Julia wanted to use her loss to help other families protect loved ones struggling with depression and other mental health issues, and to stand up to gun violence broadly. When she was thirteen, she started marching with her mother and volunteering with Moms Demand Action. Two days after the shooting at Marjory Stoneman Douglas, she cofounded Students Demand Action, a national group led by high school and college students. They are currently forty thousand strong and growing.

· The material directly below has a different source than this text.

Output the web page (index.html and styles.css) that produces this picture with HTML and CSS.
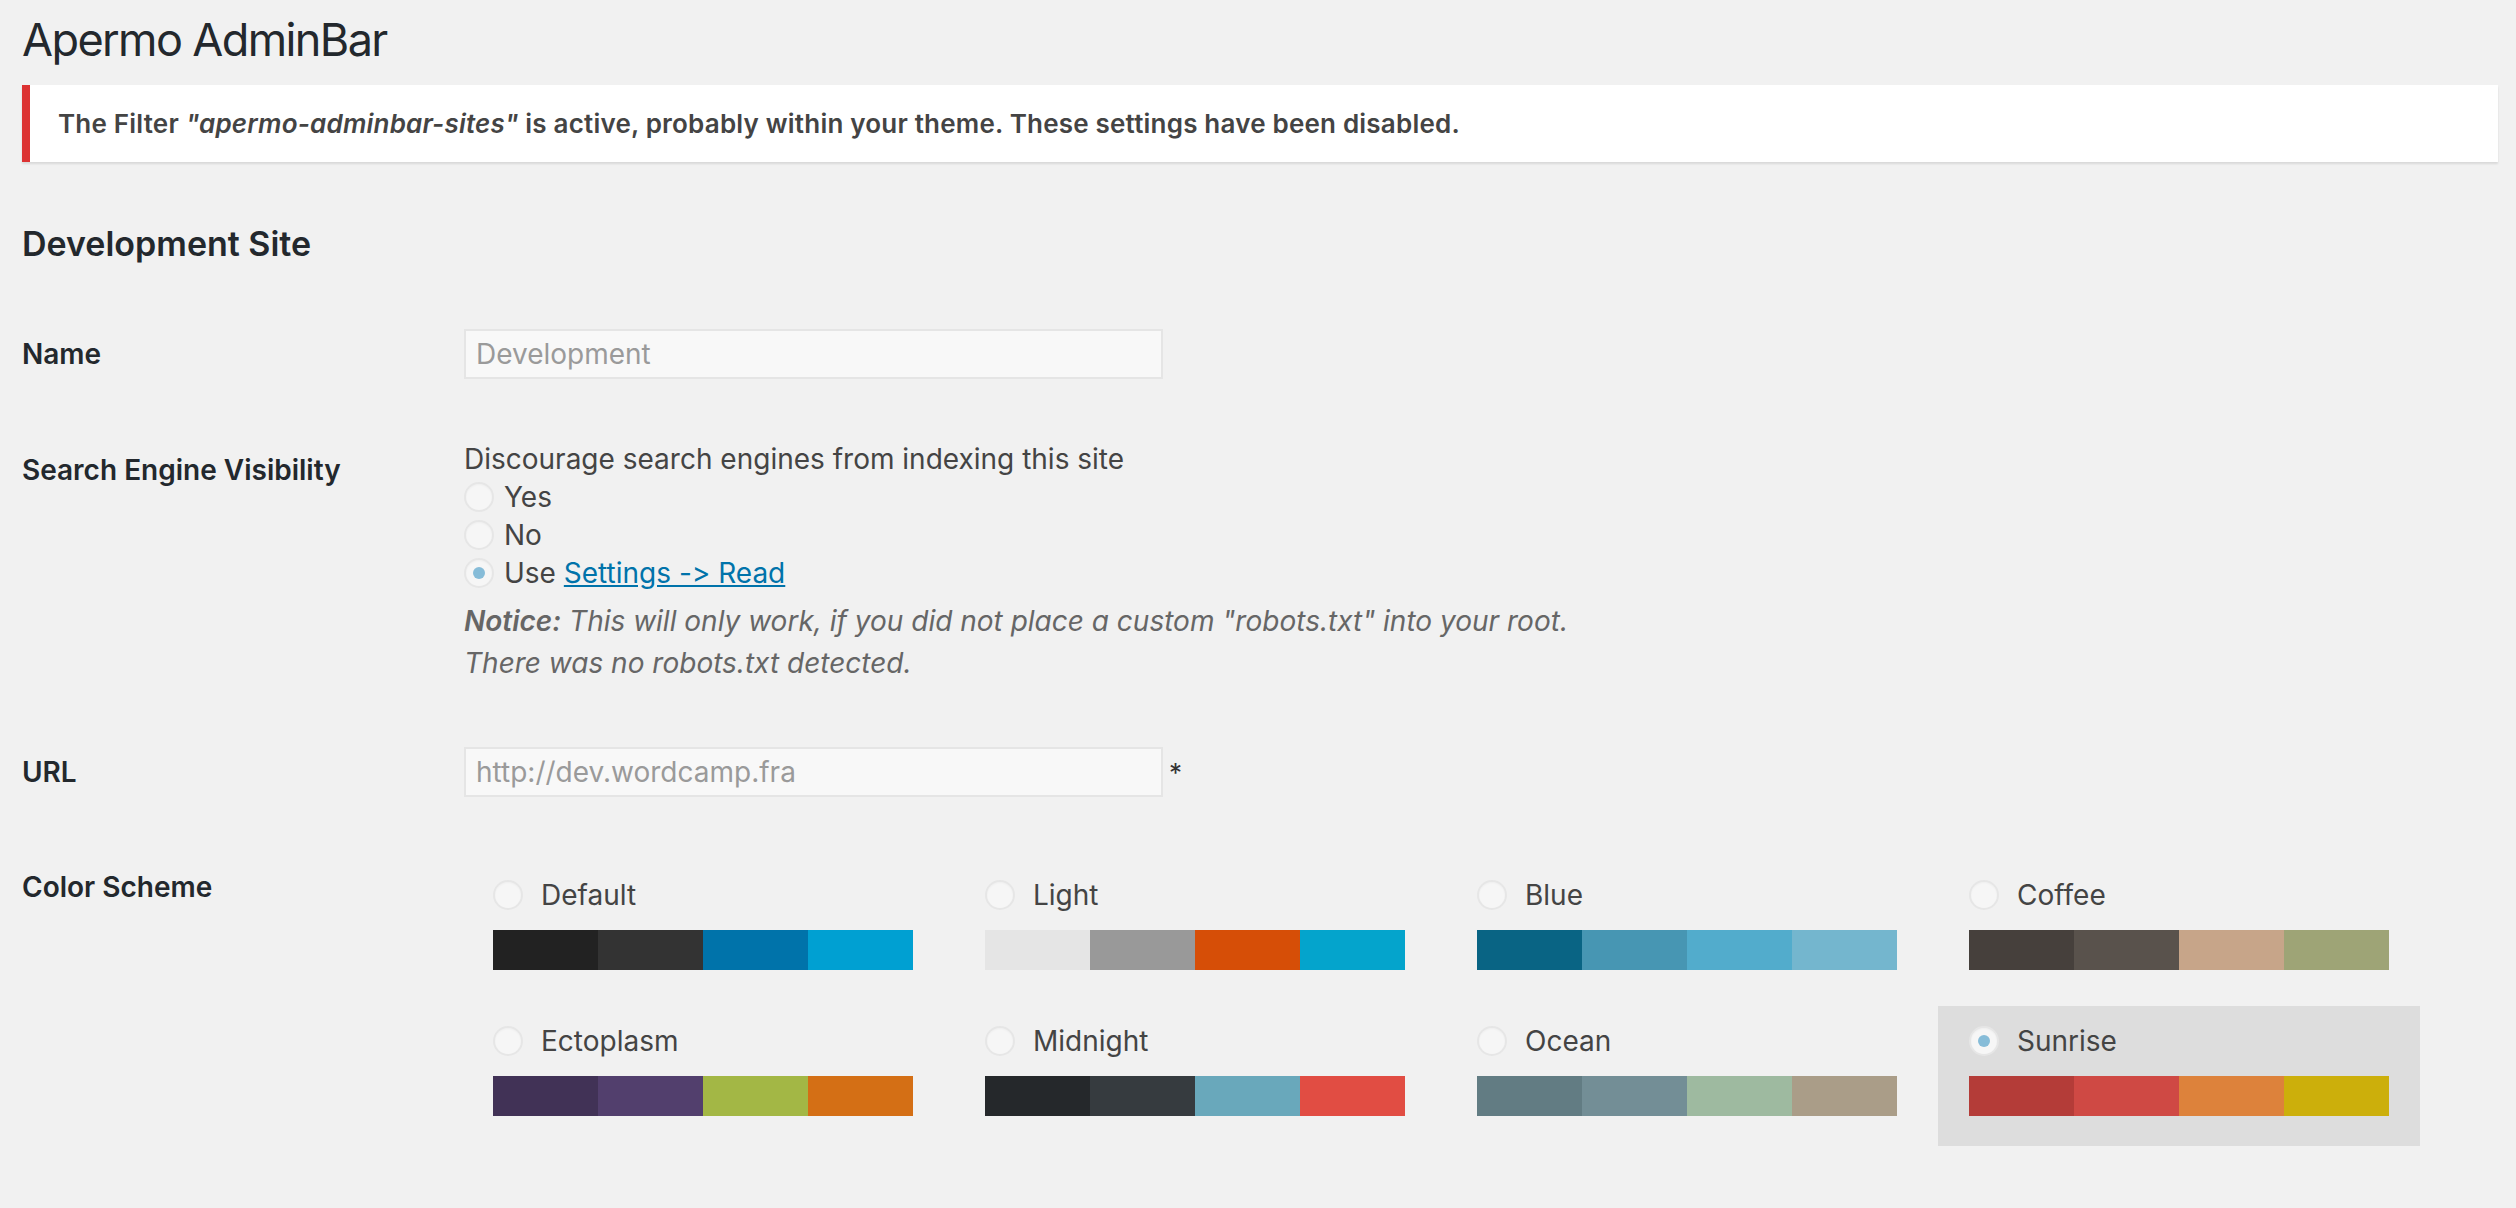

These young leaders and so many others who are working on the issue of gun violence prevention come from different places of experience and pain. They are unified by their courage to stand up to anyone who values a gun more than their lives or the lives of their friends. They are fiercely imagining a different future. I look forward to the day when the movement they’re building out of their anger, grief, and sadness succeeds, and future generations no longer have to be angry, go to school in fear, or mourn the loss of family and friends to gun violence.